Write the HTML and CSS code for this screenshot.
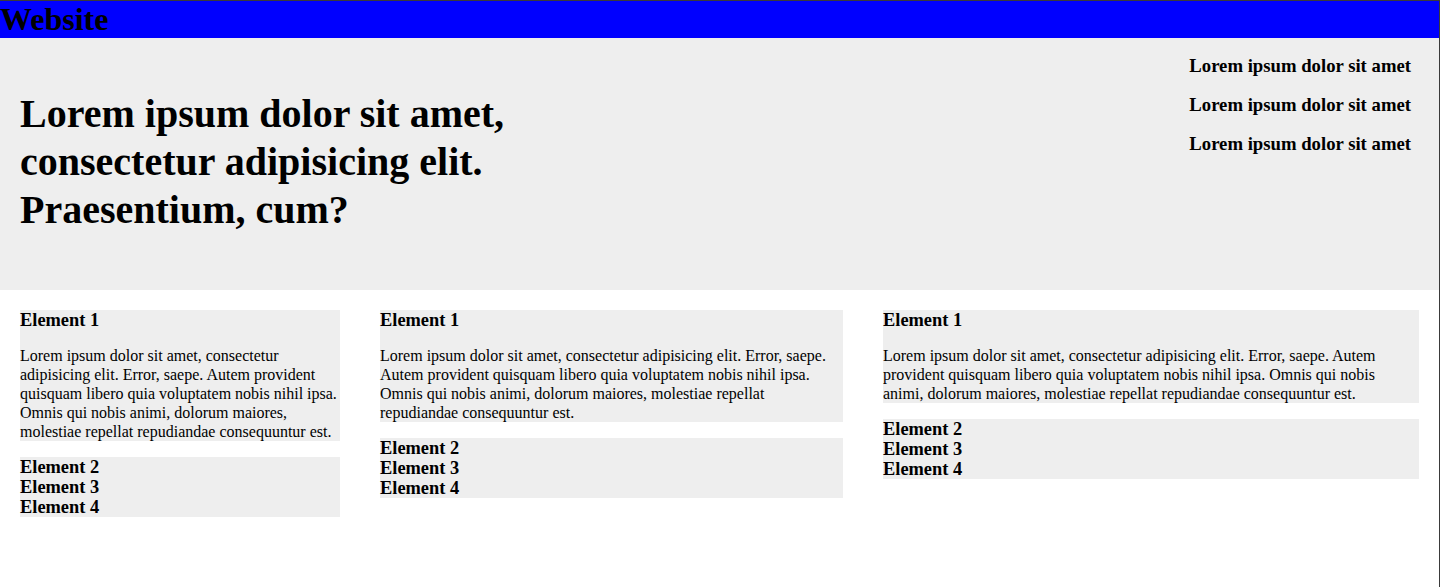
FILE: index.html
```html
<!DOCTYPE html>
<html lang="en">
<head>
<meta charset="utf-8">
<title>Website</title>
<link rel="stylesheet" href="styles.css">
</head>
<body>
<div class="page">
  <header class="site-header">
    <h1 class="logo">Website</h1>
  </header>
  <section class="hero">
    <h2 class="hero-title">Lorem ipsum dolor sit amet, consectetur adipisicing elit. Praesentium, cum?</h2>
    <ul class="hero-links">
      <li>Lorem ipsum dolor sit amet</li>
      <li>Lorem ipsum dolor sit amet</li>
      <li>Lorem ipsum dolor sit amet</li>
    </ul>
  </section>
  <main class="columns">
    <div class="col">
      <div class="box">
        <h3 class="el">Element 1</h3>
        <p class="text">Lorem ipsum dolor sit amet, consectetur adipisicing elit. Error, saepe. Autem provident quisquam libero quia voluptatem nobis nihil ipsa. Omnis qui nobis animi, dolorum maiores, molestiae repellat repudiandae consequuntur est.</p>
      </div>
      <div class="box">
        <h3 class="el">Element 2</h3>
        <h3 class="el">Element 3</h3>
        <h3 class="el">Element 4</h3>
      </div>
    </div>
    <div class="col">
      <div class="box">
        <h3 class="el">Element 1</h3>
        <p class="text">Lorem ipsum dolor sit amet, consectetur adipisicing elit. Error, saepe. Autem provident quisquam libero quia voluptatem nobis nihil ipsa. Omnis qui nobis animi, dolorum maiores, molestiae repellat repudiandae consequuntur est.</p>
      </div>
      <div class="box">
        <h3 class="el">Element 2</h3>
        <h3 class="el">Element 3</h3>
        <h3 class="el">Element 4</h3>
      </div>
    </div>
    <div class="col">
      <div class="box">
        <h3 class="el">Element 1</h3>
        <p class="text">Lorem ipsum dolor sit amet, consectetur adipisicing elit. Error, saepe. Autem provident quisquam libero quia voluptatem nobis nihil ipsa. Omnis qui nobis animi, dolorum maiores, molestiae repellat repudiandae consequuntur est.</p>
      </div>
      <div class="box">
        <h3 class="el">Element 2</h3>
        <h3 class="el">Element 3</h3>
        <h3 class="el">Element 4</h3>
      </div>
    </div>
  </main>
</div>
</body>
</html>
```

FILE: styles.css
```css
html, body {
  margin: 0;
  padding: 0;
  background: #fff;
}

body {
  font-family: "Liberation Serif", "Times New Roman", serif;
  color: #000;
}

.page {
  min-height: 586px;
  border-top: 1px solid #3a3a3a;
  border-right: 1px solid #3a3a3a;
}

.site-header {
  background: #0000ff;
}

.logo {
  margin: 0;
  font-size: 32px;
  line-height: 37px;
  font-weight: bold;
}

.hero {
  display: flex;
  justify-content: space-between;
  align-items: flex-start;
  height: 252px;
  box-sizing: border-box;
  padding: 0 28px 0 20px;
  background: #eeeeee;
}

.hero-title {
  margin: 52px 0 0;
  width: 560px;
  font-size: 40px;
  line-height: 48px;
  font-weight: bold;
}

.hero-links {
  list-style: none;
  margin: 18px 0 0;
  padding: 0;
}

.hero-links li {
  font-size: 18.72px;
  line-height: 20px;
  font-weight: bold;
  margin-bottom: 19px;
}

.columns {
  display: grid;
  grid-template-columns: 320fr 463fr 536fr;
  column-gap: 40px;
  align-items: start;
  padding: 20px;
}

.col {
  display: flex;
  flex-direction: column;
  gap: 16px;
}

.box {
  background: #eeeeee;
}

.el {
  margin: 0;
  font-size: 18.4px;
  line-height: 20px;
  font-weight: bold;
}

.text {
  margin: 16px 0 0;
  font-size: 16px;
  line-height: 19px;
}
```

_WHAT TO WORK ON_
Reproduce every line of the material precisely, omitting its pictures.

_TASK SOLUTION_
Write the HTML and CSS code for this screenshot.
FILE: index.html
```html
<!DOCTYPE html>
<html lang="en">
<head>
<meta charset="utf-8">
<title>Website</title>
<link rel="stylesheet" href="styles.css">
</head>
<body>
<div class="page">
  <header class="site-header">
    <h1 class="logo">Website</h1>
  </header>
  <section class="hero">
    <h2 class="hero-title">Lorem ipsum dolor sit amet, consectetur adipisicing elit. Praesentium, cum?</h2>
    <ul class="hero-links">
      <li>Lorem ipsum dolor sit amet</li>
      <li>Lorem ipsum dolor sit amet</li>
      <li>Lorem ipsum dolor sit amet</li>
    </ul>
  </section>
  <main class="columns">
    <div class="col">
      <div class="box">
        <h3 class="el">Element 1</h3>
        <p class="text">Lorem ipsum dolor sit amet, consectetur adipisicing elit. Error, saepe. Autem provident quisquam libero quia voluptatem nobis nihil ipsa. Omnis qui nobis animi, dolorum maiores, molestiae repellat repudiandae consequuntur est.</p>
      </div>
      <div class="box">
        <h3 class="el">Element 2</h3>
        <h3 class="el">Element 3</h3>
        <h3 class="el">Element 4</h3>
      </div>
    </div>
    <div class="col">
      <div class="box">
        <h3 class="el">Element 1</h3>
        <p class="text">Lorem ipsum dolor sit amet, consectetur adipisicing elit. Error, saepe. Autem provident quisquam libero quia voluptatem nobis nihil ipsa. Omnis qui nobis animi, dolorum maiores, molestiae repellat repudiandae consequuntur est.</p>
      </div>
      <div class="box">
        <h3 class="el">Element 2</h3>
        <h3 class="el">Element 3</h3>
        <h3 class="el">Element 4</h3>
      </div>
    </div>
    <div class="col">
      <div class="box">
        <h3 class="el">Element 1</h3>
        <p class="text">Lorem ipsum dolor sit amet, consectetur adipisicing elit. Error, saepe. Autem provident quisquam libero quia voluptatem nobis nihil ipsa. Omnis qui nobis animi, dolorum maiores, molestiae repellat repudiandae consequuntur est.</p>
      </div>
      <div class="box">
        <h3 class="el">Element 2</h3>
        <h3 class="el">Element 3</h3>
        <h3 class="el">Element 4</h3>
      </div>
    </div>
  </main>
</div>
</body>
</html>
```

FILE: styles.css
```css
html, body {
  margin: 0;
  padding: 0;
  background: #fff;
}

body {
  font-family: "Liberation Serif", "Times New Roman", serif;
  color: #000;
}

.page {
  min-height: 586px;
  border-top: 1px solid #3a3a3a;
  border-right: 1px solid #3a3a3a;
}

.site-header {
  background: #0000ff;
}

.logo {
  margin: 0;
  font-size: 32px;
  line-height: 37px;
  font-weight: bold;
}

.hero {
  display: flex;
  justify-content: space-between;
  align-items: flex-start;
  height: 252px;
  box-sizing: border-box;
  padding: 0 28px 0 20px;
  background: #eeeeee;
}

.hero-title {
  margin: 52px 0 0;
  width: 560px;
  font-size: 40px;
  line-height: 48px;
  font-weight: bold;
}

.hero-links {
  list-style: none;
  margin: 18px 0 0;
  padding: 0;
}

.hero-links li {
  font-size: 18.72px;
  line-height: 20px;
  font-weight: bold;
  margin-bottom: 19px;
}

.columns {
  display: grid;
  grid-template-columns: 320fr 463fr 536fr;
  column-gap: 40px;
  align-items: start;
  padding: 20px;
}

.col {
  display: flex;
  flex-direction: column;
  gap: 16px;
}

.box {
  background: #eeeeee;
}

.el {
  margin: 0;
  font-size: 18.4px;
  line-height: 20px;
  font-weight: bold;
}

.text {
  margin: 16px 0 0;
  font-size: 16px;
  line-height: 19px;
}
```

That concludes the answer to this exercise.